Despite the confusion over residency, the transition to same-sex marriage in Massachusetts has been “effortless,” said Mary Bonauto, a lawyer for Gay and Lesbian Advocates and Defenders who argued the landmark case in Boston.
“Prior to May 17, many people just could not conceive of a world in which same-sex couples would be making this commitment, and it is now de rigueur,” she said, noting that thousands of gay and lesbian couples have married in Massachusetts.
When the Washington lawsuits were filed in March and April, Judge Downing promised a swift response.
His ruling stressed the complexity of what he called “wedlock deadlock.” Never, he wrote, “could this or any court find itself more in tune with the lofty goals advanced by every party to a lawsuit.”
Same-sex marriage, Downing said, remains an issue about which “people of the highest intellect, the deepest morality and the broadest public vision maintain divergent opinions, strongly held in good faith and all worthy of great respect.”
Indeed, before revealing his opinion, Downing said he would “like nothing better than to stop at this point, and with a warm and sincere pat on the back, to send all the parties off to the State Supreme Court or the state Legislature or both.”
At a news conference here Wednesday, one of the plaintiff couples expressed joy that Downing did not defer to the Legislature or another court.
Beth Reis, 52, and Barbara Steele, 63, said they had been together for 27 years. One of their four children died in an automobile accident in 2001, and their three surviving children were all “in long-term, committed, heterosexual relationships.” Reis and Steele have 11 grandchildren, three step-grandchildren and one great-grandchild.
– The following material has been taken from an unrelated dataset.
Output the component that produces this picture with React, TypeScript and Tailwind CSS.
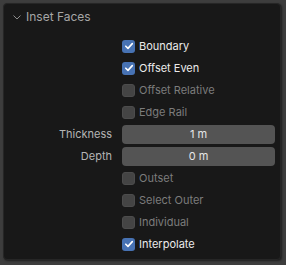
import React from "react";

const font = { fontFamily: "Inter, 'Noto Sans', sans-serif" };

function Check({ checked, label, dim }: { checked?: boolean; label: string; dim?: boolean }) {
  return (
    <div className="flex items-center h-[22px]">
      <div className="w-[121px] shrink-0" />
      <div
        className={
          "w-[13px] h-[13px] rounded-[3px] flex items-center justify-center " +
          (checked ? "bg-[#4772b3]" : "bg-[#444444] border border-[#4c4c4c]")
        }
      >
        {checked && (
          <svg width="10" height="10" viewBox="0 0 10 10">
            <path d="M1.8 5.2 L4 7.4 L8.3 2.6" fill="none" stroke="#ffffff" strokeWidth="1.6" strokeLinecap="round" strokeLinejoin="round" />
          </svg>
        )}
      </div>
      <span className={"ml-[4px] text-[11px] " + (dim ? "text-[#7c7c7c]" : "text-[#ebebeb]")}>{label}</span>
    </div>
  );
}

function Field({ label, value }: { label: string; value: string }) {
  return (
    <div className="flex items-center h-[22px]">
      <div className="w-[111px] shrink-0 text-right text-[11px] text-[#b5b5b5]">{label}</div>
      <div className="ml-[10px] w-[153px] h-[19px] rounded-[4px] bg-[#545454] flex items-center justify-center text-[11px] text-[#e6e6e6]">
        {value}
      </div>
    </div>
  );
}

export default function App() {
  return (
    <div className="w-[286px] h-[265px] bg-[#3d3d3d] p-[3px] pr-[5px] pb-[5px]" style={font}>
      <div className="w-[278px] h-[257px] bg-[#181818] rounded-[4px] border border-[#262626] shadow-[1px_1px_2px_rgba(0,0,0,0.5)]">
        <div className="flex items-center h-[26px] pl-[8px]">
          <svg width="10" height="10" viewBox="0 0 10 10" className="mr-[4px]">
            <path d="M1.5 3.5 L5 7 L8.5 3.5" fill="none" stroke="#8c8c8c" strokeWidth="1" />
          </svg>
          <span className="text-[12px] text-[#a6a6a6]">Inset Faces</span>
        </div>
        <div className="flex flex-col pt-[5px] -ml-[3px]">
          <Check checked label="Boundary" />
          <Check checked label="Offset Even" />
          <Check label="Offset Relative" dim />
          <Check label="Edge Rail" dim />
          <Field label="Thickness" value="1 m" />
          <Field label="Depth" value="0 m" />
          <Check label="Outset" dim />
          <Check label="Select Outer" dim />
          <Check label="Individual" dim />
          <Check checked label="Interpolate" />
        </div>
      </div>
    </div>
  );
}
“I am just so happy,” Steele said. “After 27 years we are finally getting the recognition and protection we deserve. Just the security of knowing that in a medical emergency we will be allowed to speak for each other, to hold each other’s hand in the emergency room.”
Reis added: “Knowing that if we have to go to a nursing home someday we can share a room. We can be buried side by side. Marriage gives us all the protection we have lived without all these years.”
King County Executive Ron Sims, a defendant in the lawsuit, issued a statement applauding the decision. Although he said he strongly supported same-sex marriage, Sims had barred county staff from granting marriage licenses to gay and lesbian couples because he wanted to force a court decision.
“This is an issue of equality under the law, and the courts are the appropriate place to resolve such issues,” he said.
Sims praised the couples who filed the lawsuit. “They had the courage of their convictions,” he said.
Marshall reported from Seattle and Mehren from Boston.